Genre and Subjectification in Janine Antoni’s Loving Care
DOI:
https://doi.org/10.47611/jsr.v7i2.605Keywords:
Performance art, body art, post-structuralism, literary theory, genre, affect theory,Abstract
In her 2008 book, The Female Complaint: The Unfinished Business of Sentimentality in Popular Culture, Lauren Berlant writes, “femininity is a genre… an aesthetic structure of affective expectation… promising that the persons transacting with it will experience the pleasure of encountering what they expected, with details varying in the theme”. This perspective provides a grounding for Berlant to argue that popular culture offers conventions of female experience marked by sentimentality, specifically, the disappointments in the relationship between fantasy and lived intimacy. Central to Berlant’s work is a desire for conventionality- through adherence to convention, one becomes a social subject. This echoes but is distinct from the work of poststructuralists, who regards the assumption of a sexual identification as how one moves out of the abject into the social realm. The interaction between an individual and the genre of femininity as domestic, intimate, and emotionally fraught is useful to understanding Janine Antoni’s 1993 performance Loving Care.
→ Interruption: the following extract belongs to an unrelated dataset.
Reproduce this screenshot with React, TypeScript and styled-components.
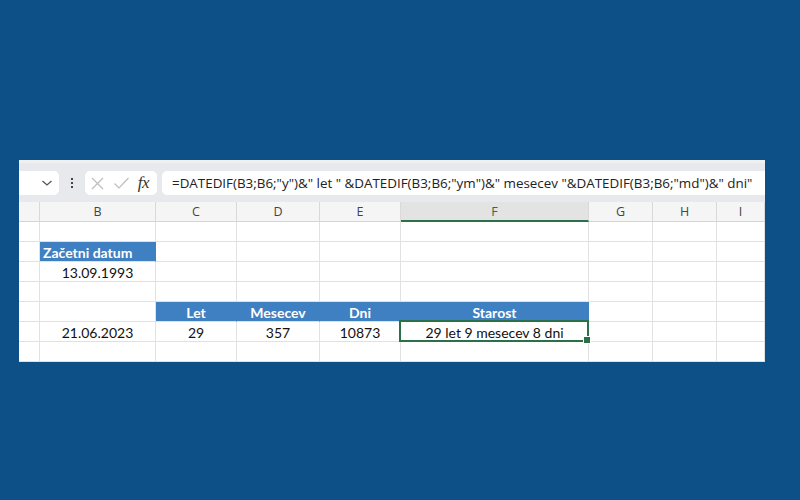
import styled, { createGlobalStyle } from 'styled-components';

const GlobalStyle = createGlobalStyle`
  * { box-sizing: border-box; }
  body {
    margin: 0;
    background: #0c5087;
  }
`;

const Page = styled.div`
  width: 800px;
  height: 500px;
  background: #0c5087;
  padding: 160px 0 0 19px;
`;

const Sheet = styled.div`
  width: 746px;
  background: #ffffff;
  font-family: Lato, 'Liberation Sans', sans-serif;
`;

const FormulaBar = styled.div`
  height: 42px;
  background: #e7e9ec;
  border-top: 3px solid #eff0f2;
  display: flex;
  align-items: center;
  gap: 5px;
  padding-top: 1px;
`;

const Box = styled.div<{ $w?: number }>`
  height: 24px;
  background: #ffffff;
  border-radius: 5px;
  display: flex;
  align-items: center;
  ${(p) => (p.$w ? `width: ${p.$w}px;` : 'flex: 1;')}
`;

const NameBox = styled(Box)`
  border-radius: 0 5px 5px 0;
  justify-content: flex-end;
  padding-right: 6px;
`;

const Dots = styled.div`
  width: 12px;
  display: flex;
  flex-direction: column;
  align-items: center;
  gap: 2px;
  margin: 0 2px;
  span {
    width: 2px;
    height: 2px;
    background: #444;
  }
`;

const IconBox = styled(Box)`
  justify-content: space-between;
  padding: 0 8px 0 5px;
`;

const Fx = styled.span`
  font-family: 'Liberation Serif', serif;
  font-style: italic;
  font-size: 17px;
  color: #333;
  letter-spacing: -0.5px;
`;

const FormulaText = styled(Box)`
  border-radius: 5px 0 0 5px;
  padding-left: 10px;
  font-family: 'Open Sans', 'Noto Sans', sans-serif;
  font-size: 13.4px;
  color: #222;
  white-space: nowrap;
  overflow: hidden;
`;

const cols = [21, 116, 81, 83, 81, 188, 64, 64, 48];

const Grid = styled.div`
  display: grid;
  grid-template-columns: ${cols.map((c) => `${c}px`).join(' ')};
  grid-auto-rows: 20px;
`;

const HeadCell = styled.div<{ $active?: boolean }>`
  height: 20px;
  display: flex;
  align-items: center;
  justify-content: center;
  font-family: 'Open Sans', 'Noto Sans', sans-serif;
  font-size: 12.5px;
  color: ${(p) => (p.$active ? '#2f6b45' : '#444')};
  background: ${(p) => (p.$active ? '#e3e3e3' : '#f5f5f5')};
  border-right: 1px solid #d9d9d9;
  border-bottom: ${(p) => (p.$active ? '2px solid #2c7048' : '1px solid #d4d4d4')};
`;

const Cell = styled.div<{ $blue?: boolean; $left?: boolean }>`
  position: relative;
  display: flex;
  align-items: center;
  justify-content: ${(p) => (p.$left ? 'flex-start' : 'center')};
  padding: ${(p) => (p.$left ? '1px 3px 0' : '1px 0 0')};
  font-size: 14px;
  color: ${(p) => (p.$blue ? '#ffffff' : '#111')};
  font-weight: ${(p) => (p.$blue ? 700 : 400)};
  background: ${(p) => (p.$blue ? '#3e80c2' : '#ffffff')};
  border-right: 1px solid ${(p) => (p.$blue ? '#3e80c2' : '#e1e1e1')};
  border-bottom: 1px solid #e1e1e1;
  white-space: nowrap;
`;

const Selection = styled.div`
  position: absolute;
  z-index: 2;
  left: -2px;
  top: -2px;
  right: -1px;
  bottom: -1px;
  border: 2px solid #2a7148;
  pointer-events: none;
  &::after {
    content: '';
    position: absolute;
    right: -4px;
    bottom: -4px;
    width: 6px;
    height: 6px;
    background: #2a7148;
    border: 1px solid #fff;
  }
`;

type C = { t?: string; blue?: boolean; left?: boolean; sel?: boolean };

const rows: C[][] = [
  [],
  [{}, { t: 'Začetni datum', blue: true, left: true }],
  [{}, { t: '13.09.1993' }],
  [],
  [{}, {}, { t: 'Let', blue: true }, { t: 'Mesecev', blue: true }, { t: 'Dni', blue: true }, { t: 'Starost', blue: true }],
  [{}, { t: '21.06.2023' }, { t: '29' }, { t: '357' }, { t: '10873' }, { t: '29 let 9 mesecev 8 dni', sel: true }],
  [],
];

const letters = ['', 'B', 'C', 'D', 'E', 'F', 'G', 'H', 'I'];

const App = () => {
  return (
    <>
      <GlobalStyle />
      <Page>
        <Sheet>
          <FormulaBar>
            <NameBox $w={40}>
              <svg width="12" height="8" viewBox="0 0 12 8">
                <path d="M1.5 2 L6 6 L10.5 2" fill="none" stroke="#555" strokeWidth="1.3" />
              </svg>
            </NameBox>
            <Dots>
              <span />
              <span />
              <span />
            </Dots>
            <IconBox $w={72}>
              <svg width="15" height="15" viewBox="0 0 15 15">
                <path d="M2 2 L13 13 M13 2 L2 13" stroke="#bdbdbd" strokeWidth="1.2" />
              </svg>
              <svg width="17" height="14" viewBox="0 0 17 14">
                <path d="M1.5 7.5 L6 12 L15.5 2" fill="none" stroke="#bdbdbd" strokeWidth="1.2" />
              </svg>
              <Fx>fx</Fx>
            </IconBox>
            <FormulaText>
              =DATEDIF(B3;B6;"y")&amp;" let " &amp;DATEDIF(B3;B6;"ym")&amp;" mesecev "&amp;DATEDIF(B3;B6;"md")&amp;" dni"
            </FormulaText>
          </FormulaBar>
          <Grid>
            {letters.map((l, i) => (
              <HeadCell key={i} $active={l === 'F'}>
                {l}
              </HeadCell>
            ))}
            {rows.map((r, ri) =>
              cols.map((_, ci) => {
                const c = r[ci] || {};
                return (
                  <Cell key={`${ri}-${ci}`} $blue={c.blue} $left={c.left}>
                    {c.t}
                    {c.sel && <Selection />}
                  </Cell>
                );
              })
            )}
          </Grid>
        </Sheet>
      </Page>
    </>
  );
};

export default App;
In Loving Care, the artist dipped her hair in a bucket of black hair dye and, on her hands a knees, used it to mop the floor. This essay will argue that Antoni’s performance is a self-conscious reiteration (and exaggeration) of feminine convention. Through dying hair and mopping, Loving Care shows the desire to become a social subject, a woman. Through representions, womanhood has developed a shared understanding of being inherently straining and tenuous, with its obligations of beauty and emotional labor as prerequisite to social belonging and desirability. Antoni’s performance will be analyzed as an experience imagined by the viewer, one that attempts to perform the process of the formation of a subjectivity.